And the Word Became Eucharistic Bread
There is a video by Fr. Fernando Armellini with English subtitles
commenting on today’s Gospel reading:
Caress is a way of saying to the other: you are my confidant and I’m glad you trust me. But if the other draws back, you feel rejected or misunderstood. The handshake, the flowers, the lighted lamp to the patron saint express feelings, emotions, and moods that no words can tell. The blowing out of candles, followed by the friends’ applause and song of greetings mark the climax of the birthday party.
Gestures alone are seemingly illogical. The ritual, even if different from the positivist reasoning, is loaded with meanings and messages.

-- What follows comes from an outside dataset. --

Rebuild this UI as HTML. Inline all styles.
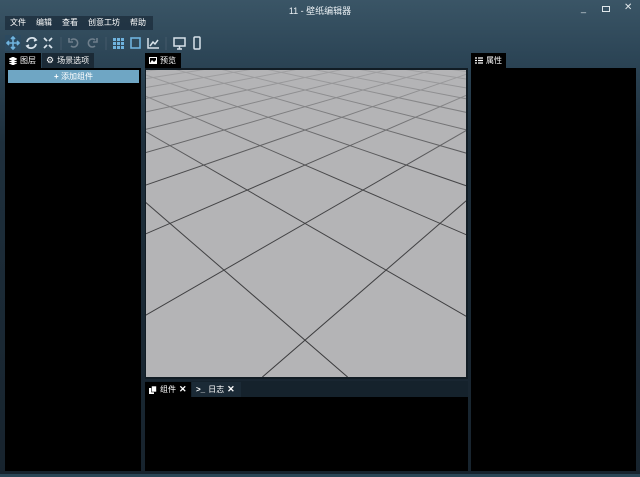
<!DOCTYPE html>
<html><head><meta charset="utf-8"><style>
*{margin:0;padding:0;box-sizing:border-box}
body{width:640px;height:477px;overflow:hidden;position:relative;font-family:"Liberation Sans","Noto Sans CJK SC",sans-serif;font-size:9px;color:#fff;
background:linear-gradient(180deg,#3a5566 0%,#2c4556 12%,#1e2f3c 30%,#17232d 100%);}
.abs{position:absolute}
.title{left:0;width:640px;top:4px;text-align:center;font-size:9px;color:#e8eef2}
.menu{left:5px;top:16px;width:148px;height:14px;background:rgba(30,48,64,.85);display:flex;gap:0}
.menu span{padding:0 5px;line-height:14px;font-size:8px}
.tb{top:35px;height:16px}
.panel{background:#000}
.tab{height:15px;background:#000;font-size:8px;line-height:15px;padding:0 4px;display:flex;align-items:center;gap:3px}
.tab.off{background:#1b2a36}
.ic{display:inline-block;width:7px;height:7px;background:#fff}
.wc{color:#dfe6ea;font-size:10px}
</style></head><body>
<div class="abs title">11 - 壁纸编辑器</div>
<div class="abs wc" style="left:262px;top:4px;font-size:0"></div>
<div class="abs wc" style="left:581px;top:3px;font-size:9px">_</div>
<div class="abs" style="left:602px;top:6px;width:8px;height:6px;border:1.5px solid #dfe6ea"></div>
<div class="abs wc" style="left:624px;top:2px;font-size:10px">✕</div>
<div class="abs menu"><span>文件</span><span>编辑</span><span>查看</span><span>创意工坊</span><span>帮助</span></div>
<!-- toolbar -->
<svg class="abs" style="left:0;top:33px" width="210" height="20" viewBox="0 0 210 20">
<rect x="5" y="2" width="16" height="16" fill="#2c4a60"/>
<g stroke="#6fb3de" stroke-width="1.6" fill="none">
<path d="M13 4v12M7 10h12M11 6l2-2 2 2M11 14l2 2 2-2M9 8l-2 2 2 2M17 8l2 2-2 2"/>
</g>
<g stroke="#d8e2ea" stroke-width="1.8" fill="none">
<path d="M27 9a5 5 0 0 1 9-2M36 11a5 5 0 0 1-9 2"/><path d="M34 5l2 2-2 1M29 15l-2-2 2-1"/>
<path d="M44 5l3 3M52 5l-3 3M44 15l3-3M52 15l-3-3"/>
</g>
<line x1="61" y1="4" x2="61" y2="17" stroke="#44596a"/>
<g stroke="#6f7f8c" stroke-width="1.6" fill="none"><path d="M71 7a4 4 0 1 1 0 6M69 5v4h4"/><path d="M95 7a4 4 0 1 0 0 6M97 5v4h-4"/></g>
<line x1="106" y1="4" x2="106" y2="17" stroke="#44596a"/>
<g fill="#6fb3de"><rect x="113" y="5" width="3" height="3"/><rect x="117" y="5" width="3" height="3"/><rect x="121" y="5" width="3" height="3"/><rect x="113" y="9" width="3" height="3"/><rect x="117" y="9" width="3" height="3"/><rect x="121" y="9" width="3" height="3"/><rect x="113" y="13" width="3" height="3"/><rect x="117" y="13" width="3" height="3"/><rect x="121" y="13" width="3" height="3"/></g>
<rect x="131" y="5" width="9" height="10" stroke="#6fb3de" stroke-width="1.6" fill="none"/>
<path d="M148 5v10h11M150 13l3-4 2 2 3-4" stroke="#d8e2ea" stroke-width="1.5" fill="none"/>
<line x1="166" y1="4" x2="166" y2="17" stroke="#44596a"/>
<g stroke="#d8e2ea" stroke-width="1.5" fill="none"><rect x="174" y="5" width="11" height="8"/><path d="M177 16h5M179.5 13v3"/><rect x="194" y="4" width="6" height="12" rx="1"/></g>
</svg>
<!-- left panel -->
<div class="abs tab" style="left:5px;top:53px;width:36px">
<svg width="8" height="8"><path d="M4 0L8 2L4 4L0 2Z M0 4L4 6L8 4 M0 6L4 8L8 6" fill="#fff" stroke="#fff" stroke-width=".6"/></svg>图层</div>
<div class="abs tab off" style="left:42px;top:53px;width:52px"><span style="font-size:9px">⚙</span>场景选项</div>
<div class="abs panel" style="left:5px;top:68px;width:136px;height:403px"></div>
<div class="abs" style="left:8px;top:70px;width:131px;height:13px;background:#6fa6c4;text-align:center;font-size:8px;line-height:13px;color:#fff"><b>+</b> 添加组件</div>
<!-- preview -->
<div class="abs tab" style="left:145px;top:53px;width:36px"><svg width="8" height="7"><rect x=".5" y=".5" width="7" height="6" fill="none" stroke="#fff"/><path d="M1 6l2-3 2 2 2-2v3z" fill="#fff"/></svg>预览</div>
<div class="abs" style="left:145px;top:68px;width:323px;height:311px;background:#111c24"></div>
<svg class="abs" style="left:146px;top:70px;background:#b4b4b6" width="320" height="307" viewBox="0 0 320 307">
<defs><linearGradient id="f" x1="0" y1="0" x2="0" y2="1"><stop offset="0" stop-color="#b4b4b6" stop-opacity=".85"/><stop offset=".35" stop-color="#b4b4b6" stop-opacity=".1"/><stop offset="1" stop-color="#b4b4b6" stop-opacity="0"/></linearGradient></defs>
<g stroke="#3a3a3c" stroke-width="1" fill="none">
<path d="M564 -80L340.3 307M564 -80L116.4 307M564 -80L-107.5 307M564 -80L-331.4 307M564 -80L-555.3 307M564 -80L-779.2 307M564 -80L-1003.1 307M564 -80L-1227 307M564 -80L-1450.9 307M564 -80L-1674.8 307M564 -80L-1898.7 307M564 -80L-2122.6 307M564 -80L-2346.5 307M564 -80L-2570.4 307M564 -80L-2794.3 307"/>
<path d="M-246 -80L-22.3 307M-246 -80L201.6 307M-246 -80L425.5 307M-246 -80L649.4 307M-246 -80L873.3 307M-246 -80L1097.2 307M-246 -80L1321.1 307M-246 -80L1545 307M-246 -80L1768.9 307M-246 -80L1992.8 307M-246 -80L2216.7 307M-246 -80L2440.6 307M-246 -80L2664.5 307M-246 -80L2888.4 307M-246 -80L3112.3 307"/>
</g>
<rect width="320" height="307" fill="url(#f)"/>
</svg>
<!-- bottom -->
<div class="abs" style="left:145px;top:381px;width:323px;height:16px;background:#15222c"></div>
<div class="abs tab" style="left:145px;top:382px;width:46px;height:15px"><svg width="8" height="8"><rect x="0" y="2" width="5" height="6" fill="#fff"/><rect x="2.5" y="0" width="5" height="6" fill="#fff" stroke="#000" stroke-width=".6"/></svg>组件 <b style="font-size:9px">✕</b></div>
<div class="abs tab off" style="left:192px;top:382px;width:49px;height:15px"><b>&gt;_</b> 日志 <b style="font-size:9px">✕</b></div>
<div class="abs panel" style="left:145px;top:397px;width:323px;height:74px"></div>
<!-- right -->
<div class="abs tab" style="left:471px;top:53px;width:35px"><svg width="8" height="7"><path d="M0 1h2M3 1h5M0 3.5h2M3 3.5h5M0 6h2M3 6h5" stroke="#fff" stroke-width="1.2"/></svg>属性</div>
<div class="abs panel" style="left:471px;top:68px;width:165px;height:403px"></div>
<div class="abs" style="left:0;top:474px;width:640px;height:3px;background:#2a4656"></div>
</body></html>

How can friends manifest their joy at our birth, if they were not there when we gave out the first cry? That day, long gone, cannot be reached, but it is possible to replay it … through the ritual. The wind that blows out the candles cancels our years, brings us back to the time of birth, replays our first breath and offers the opportunity to celebrate our coming into the world. It would not make sense to just eat the birthday cake.
A human being is of the earth, is closely related to other living beings and material creatures with which he is called to build a growing harmony and feels a deep need to make the invisible and divine things concrete, perceptible by the senses.
The sacraments are God’s answer to this need.
At the Last Supper, Jesus instituted the rite with which to make present his supreme act of love, the total gift of life. The Word of God, bread from heaven, now can really be assimilated, not only with the mind and heart but also through the sacrament. Even with this visible sign we, as long as we are pilgrims in this world, will always be hungry.
To internalize the message, we repeat:
“One does not live on bread alone, but also of the Word made bread.”